_LISTING_.

=-=-=-=-=

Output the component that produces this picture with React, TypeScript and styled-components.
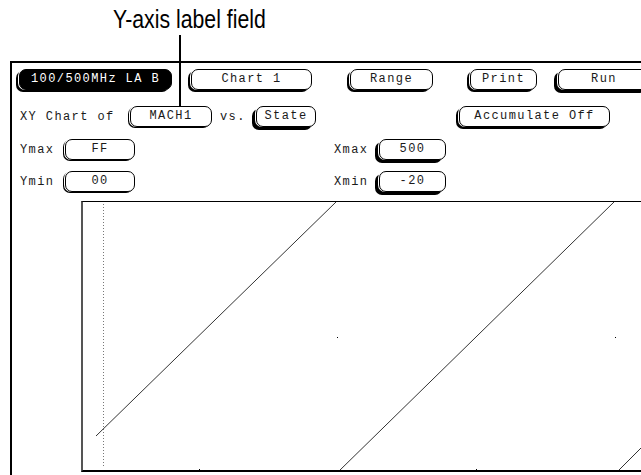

=-=-=-=-=

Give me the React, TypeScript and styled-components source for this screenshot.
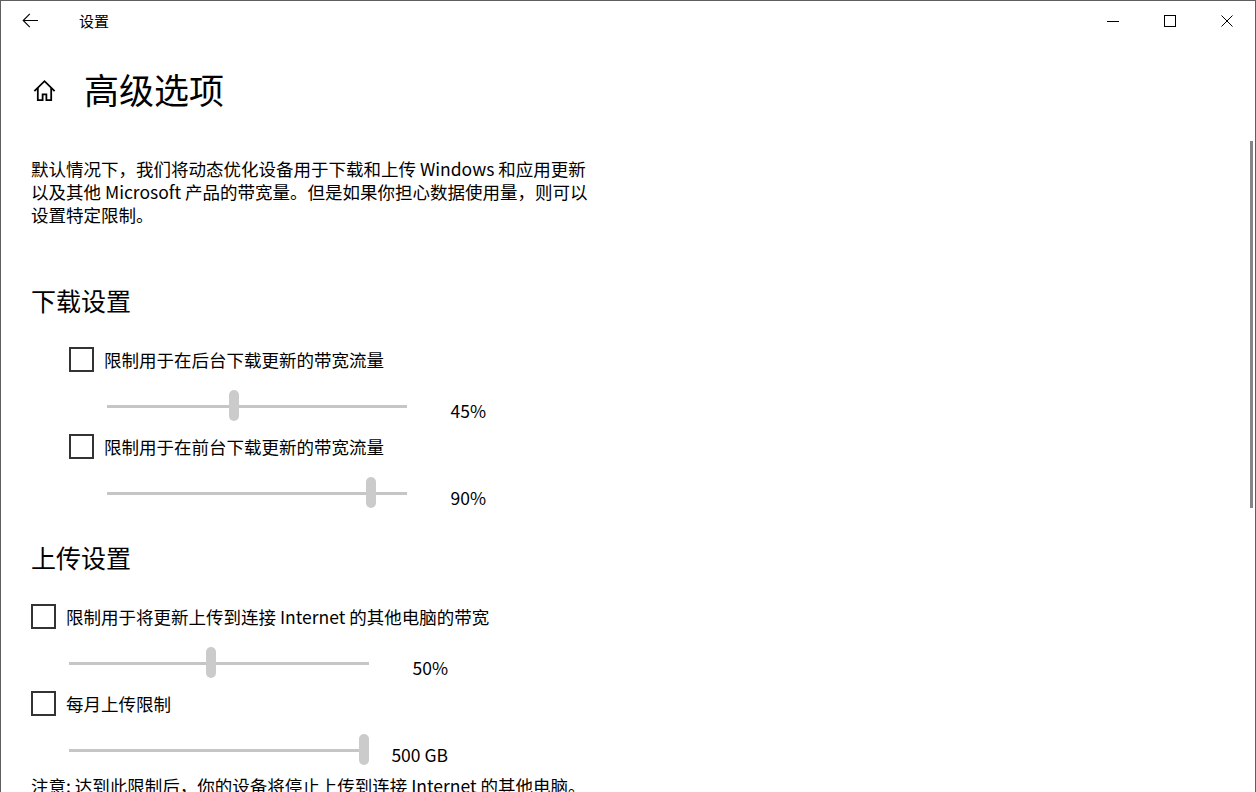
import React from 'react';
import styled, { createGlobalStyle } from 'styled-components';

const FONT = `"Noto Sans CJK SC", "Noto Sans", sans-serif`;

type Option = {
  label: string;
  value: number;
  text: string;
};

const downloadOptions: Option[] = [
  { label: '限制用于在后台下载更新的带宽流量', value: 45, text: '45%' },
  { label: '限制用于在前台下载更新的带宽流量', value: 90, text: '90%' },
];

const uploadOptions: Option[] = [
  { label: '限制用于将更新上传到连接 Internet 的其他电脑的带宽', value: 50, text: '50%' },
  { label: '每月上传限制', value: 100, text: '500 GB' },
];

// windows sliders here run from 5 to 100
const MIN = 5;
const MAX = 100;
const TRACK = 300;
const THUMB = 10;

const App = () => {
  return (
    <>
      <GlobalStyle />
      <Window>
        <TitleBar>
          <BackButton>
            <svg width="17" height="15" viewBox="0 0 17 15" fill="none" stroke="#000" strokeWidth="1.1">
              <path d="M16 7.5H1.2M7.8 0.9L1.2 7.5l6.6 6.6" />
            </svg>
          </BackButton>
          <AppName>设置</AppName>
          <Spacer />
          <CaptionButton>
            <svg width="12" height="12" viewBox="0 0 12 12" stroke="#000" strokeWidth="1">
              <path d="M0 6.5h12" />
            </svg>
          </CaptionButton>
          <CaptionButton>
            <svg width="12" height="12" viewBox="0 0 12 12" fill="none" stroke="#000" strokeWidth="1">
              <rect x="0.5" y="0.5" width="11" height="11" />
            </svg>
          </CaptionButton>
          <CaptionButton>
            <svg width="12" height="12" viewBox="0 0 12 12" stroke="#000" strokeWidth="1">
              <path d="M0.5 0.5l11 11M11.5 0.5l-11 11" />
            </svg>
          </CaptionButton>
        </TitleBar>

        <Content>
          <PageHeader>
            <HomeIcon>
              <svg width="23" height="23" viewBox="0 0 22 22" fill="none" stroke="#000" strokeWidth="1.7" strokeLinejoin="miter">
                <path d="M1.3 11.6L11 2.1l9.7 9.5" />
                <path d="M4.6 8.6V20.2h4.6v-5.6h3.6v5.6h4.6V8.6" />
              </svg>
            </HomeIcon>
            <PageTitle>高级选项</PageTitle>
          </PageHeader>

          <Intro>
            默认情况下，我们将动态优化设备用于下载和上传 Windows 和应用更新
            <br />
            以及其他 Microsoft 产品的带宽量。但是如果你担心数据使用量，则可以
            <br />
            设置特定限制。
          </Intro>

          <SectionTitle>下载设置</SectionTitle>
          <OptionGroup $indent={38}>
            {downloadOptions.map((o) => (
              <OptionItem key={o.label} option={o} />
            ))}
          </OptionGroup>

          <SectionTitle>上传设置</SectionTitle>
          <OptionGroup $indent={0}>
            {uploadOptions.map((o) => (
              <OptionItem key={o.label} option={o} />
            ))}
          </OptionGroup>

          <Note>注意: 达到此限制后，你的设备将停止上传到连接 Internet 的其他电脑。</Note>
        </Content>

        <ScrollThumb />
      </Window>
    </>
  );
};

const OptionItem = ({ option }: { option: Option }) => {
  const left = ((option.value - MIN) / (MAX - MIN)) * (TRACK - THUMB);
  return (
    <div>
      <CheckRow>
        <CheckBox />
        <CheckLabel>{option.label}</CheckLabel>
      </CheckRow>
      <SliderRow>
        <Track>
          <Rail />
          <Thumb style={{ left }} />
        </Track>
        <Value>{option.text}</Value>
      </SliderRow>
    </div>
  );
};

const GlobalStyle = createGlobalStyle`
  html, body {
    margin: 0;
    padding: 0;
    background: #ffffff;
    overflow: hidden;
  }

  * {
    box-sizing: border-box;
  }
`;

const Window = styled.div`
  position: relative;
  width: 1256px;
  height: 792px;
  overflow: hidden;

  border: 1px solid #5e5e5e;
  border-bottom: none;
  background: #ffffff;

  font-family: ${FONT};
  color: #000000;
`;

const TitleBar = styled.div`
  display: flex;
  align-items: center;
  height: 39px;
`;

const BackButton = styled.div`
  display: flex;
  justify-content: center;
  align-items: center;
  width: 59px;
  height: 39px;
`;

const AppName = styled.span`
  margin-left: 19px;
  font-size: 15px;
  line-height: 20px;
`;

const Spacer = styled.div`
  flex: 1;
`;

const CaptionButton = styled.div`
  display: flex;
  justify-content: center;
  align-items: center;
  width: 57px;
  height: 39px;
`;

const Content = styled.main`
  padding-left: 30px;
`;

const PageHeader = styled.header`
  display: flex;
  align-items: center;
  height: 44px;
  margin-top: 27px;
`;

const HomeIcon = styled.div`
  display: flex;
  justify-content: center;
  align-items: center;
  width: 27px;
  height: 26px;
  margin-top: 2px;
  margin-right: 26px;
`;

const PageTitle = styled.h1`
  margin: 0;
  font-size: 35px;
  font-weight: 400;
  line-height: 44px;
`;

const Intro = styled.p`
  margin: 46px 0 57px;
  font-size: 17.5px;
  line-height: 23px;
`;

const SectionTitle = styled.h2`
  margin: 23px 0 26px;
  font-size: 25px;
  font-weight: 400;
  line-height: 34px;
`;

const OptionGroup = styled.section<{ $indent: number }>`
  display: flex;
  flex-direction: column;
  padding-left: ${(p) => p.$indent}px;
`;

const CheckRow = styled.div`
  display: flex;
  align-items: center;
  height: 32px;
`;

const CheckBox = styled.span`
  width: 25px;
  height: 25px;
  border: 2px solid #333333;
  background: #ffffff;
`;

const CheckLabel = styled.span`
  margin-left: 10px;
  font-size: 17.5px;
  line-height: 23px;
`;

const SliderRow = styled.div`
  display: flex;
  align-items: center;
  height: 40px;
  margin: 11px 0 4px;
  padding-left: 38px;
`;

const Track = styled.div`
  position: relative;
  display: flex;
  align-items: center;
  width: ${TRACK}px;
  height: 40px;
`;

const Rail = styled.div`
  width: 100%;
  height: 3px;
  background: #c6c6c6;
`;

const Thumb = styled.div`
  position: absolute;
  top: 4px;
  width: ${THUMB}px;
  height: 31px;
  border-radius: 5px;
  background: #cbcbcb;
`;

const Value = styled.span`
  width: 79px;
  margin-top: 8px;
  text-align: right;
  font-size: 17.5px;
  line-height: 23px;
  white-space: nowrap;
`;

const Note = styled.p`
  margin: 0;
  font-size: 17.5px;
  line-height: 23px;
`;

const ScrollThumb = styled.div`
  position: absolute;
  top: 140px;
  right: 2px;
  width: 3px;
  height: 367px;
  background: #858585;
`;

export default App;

=-=-=-=-=

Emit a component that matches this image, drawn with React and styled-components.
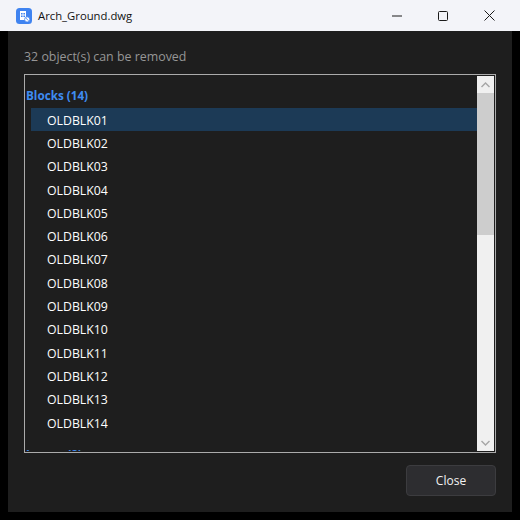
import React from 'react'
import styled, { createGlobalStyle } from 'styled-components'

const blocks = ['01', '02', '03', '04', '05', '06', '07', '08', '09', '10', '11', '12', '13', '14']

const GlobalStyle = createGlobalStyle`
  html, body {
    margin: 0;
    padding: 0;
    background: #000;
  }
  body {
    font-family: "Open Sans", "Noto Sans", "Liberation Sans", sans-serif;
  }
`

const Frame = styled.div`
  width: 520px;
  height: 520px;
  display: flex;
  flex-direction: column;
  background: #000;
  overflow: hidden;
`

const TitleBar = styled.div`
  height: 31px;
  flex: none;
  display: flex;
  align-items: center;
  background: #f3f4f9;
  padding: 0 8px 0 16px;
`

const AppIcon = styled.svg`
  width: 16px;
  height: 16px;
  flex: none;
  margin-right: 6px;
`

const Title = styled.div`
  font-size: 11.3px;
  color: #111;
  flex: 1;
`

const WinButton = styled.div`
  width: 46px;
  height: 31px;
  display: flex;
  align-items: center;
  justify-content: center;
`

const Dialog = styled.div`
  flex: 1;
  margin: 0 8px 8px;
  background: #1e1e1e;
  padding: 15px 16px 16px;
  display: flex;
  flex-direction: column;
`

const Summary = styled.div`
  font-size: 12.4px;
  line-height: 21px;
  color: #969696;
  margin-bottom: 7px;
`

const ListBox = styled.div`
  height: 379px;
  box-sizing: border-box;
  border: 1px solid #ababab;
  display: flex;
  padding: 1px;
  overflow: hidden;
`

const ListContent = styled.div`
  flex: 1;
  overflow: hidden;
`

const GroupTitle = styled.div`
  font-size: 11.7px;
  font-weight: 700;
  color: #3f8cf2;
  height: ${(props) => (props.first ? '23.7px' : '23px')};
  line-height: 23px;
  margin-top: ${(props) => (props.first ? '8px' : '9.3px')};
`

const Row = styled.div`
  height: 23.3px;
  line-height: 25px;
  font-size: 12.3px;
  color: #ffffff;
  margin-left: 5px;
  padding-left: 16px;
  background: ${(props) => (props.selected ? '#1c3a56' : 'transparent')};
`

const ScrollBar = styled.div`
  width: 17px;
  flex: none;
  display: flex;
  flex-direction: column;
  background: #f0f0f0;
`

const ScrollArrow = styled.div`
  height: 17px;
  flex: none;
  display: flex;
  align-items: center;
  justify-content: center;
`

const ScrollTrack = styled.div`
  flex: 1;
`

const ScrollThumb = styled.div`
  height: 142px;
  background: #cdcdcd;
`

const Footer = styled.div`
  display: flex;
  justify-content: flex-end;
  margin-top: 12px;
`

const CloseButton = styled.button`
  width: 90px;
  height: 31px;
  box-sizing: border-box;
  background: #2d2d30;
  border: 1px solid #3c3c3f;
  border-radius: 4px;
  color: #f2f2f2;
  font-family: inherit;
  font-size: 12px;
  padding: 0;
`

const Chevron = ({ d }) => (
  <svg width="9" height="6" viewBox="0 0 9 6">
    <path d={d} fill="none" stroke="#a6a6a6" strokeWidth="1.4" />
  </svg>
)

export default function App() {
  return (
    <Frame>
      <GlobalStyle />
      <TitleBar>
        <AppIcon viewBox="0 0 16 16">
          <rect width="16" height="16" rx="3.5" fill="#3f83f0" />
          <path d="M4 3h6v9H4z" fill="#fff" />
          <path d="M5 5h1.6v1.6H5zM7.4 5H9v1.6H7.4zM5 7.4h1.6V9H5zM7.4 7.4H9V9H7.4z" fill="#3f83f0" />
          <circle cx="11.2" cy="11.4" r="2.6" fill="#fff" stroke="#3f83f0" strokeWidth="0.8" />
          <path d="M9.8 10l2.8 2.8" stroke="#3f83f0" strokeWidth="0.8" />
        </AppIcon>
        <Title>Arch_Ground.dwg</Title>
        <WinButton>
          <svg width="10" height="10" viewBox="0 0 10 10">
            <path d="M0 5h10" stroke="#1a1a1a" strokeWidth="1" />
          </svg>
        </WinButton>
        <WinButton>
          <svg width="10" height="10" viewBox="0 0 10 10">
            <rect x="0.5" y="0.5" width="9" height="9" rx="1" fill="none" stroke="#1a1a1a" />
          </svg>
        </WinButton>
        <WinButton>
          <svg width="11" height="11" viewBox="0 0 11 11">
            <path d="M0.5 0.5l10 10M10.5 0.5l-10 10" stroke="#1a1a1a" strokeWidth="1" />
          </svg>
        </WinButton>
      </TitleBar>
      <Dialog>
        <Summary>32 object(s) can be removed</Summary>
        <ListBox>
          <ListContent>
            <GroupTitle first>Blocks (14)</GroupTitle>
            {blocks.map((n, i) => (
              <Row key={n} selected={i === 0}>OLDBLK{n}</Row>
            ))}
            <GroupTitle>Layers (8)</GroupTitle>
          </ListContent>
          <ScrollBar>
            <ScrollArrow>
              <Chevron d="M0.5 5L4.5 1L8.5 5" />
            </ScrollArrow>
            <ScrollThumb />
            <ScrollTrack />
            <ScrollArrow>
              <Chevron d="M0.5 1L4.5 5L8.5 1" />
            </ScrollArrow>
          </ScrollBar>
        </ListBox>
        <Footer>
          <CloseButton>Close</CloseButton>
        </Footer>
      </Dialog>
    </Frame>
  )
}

=-=-=-=-=

_WORK INSTRUCTIONS_.
Copy out the lines that hold "TypeScript".

_REPLY TO THE TASK_.
Output the component that produces this picture with React, TypeScript and styled-components.
Give me the React, TypeScript and styled-components source for this screenshot.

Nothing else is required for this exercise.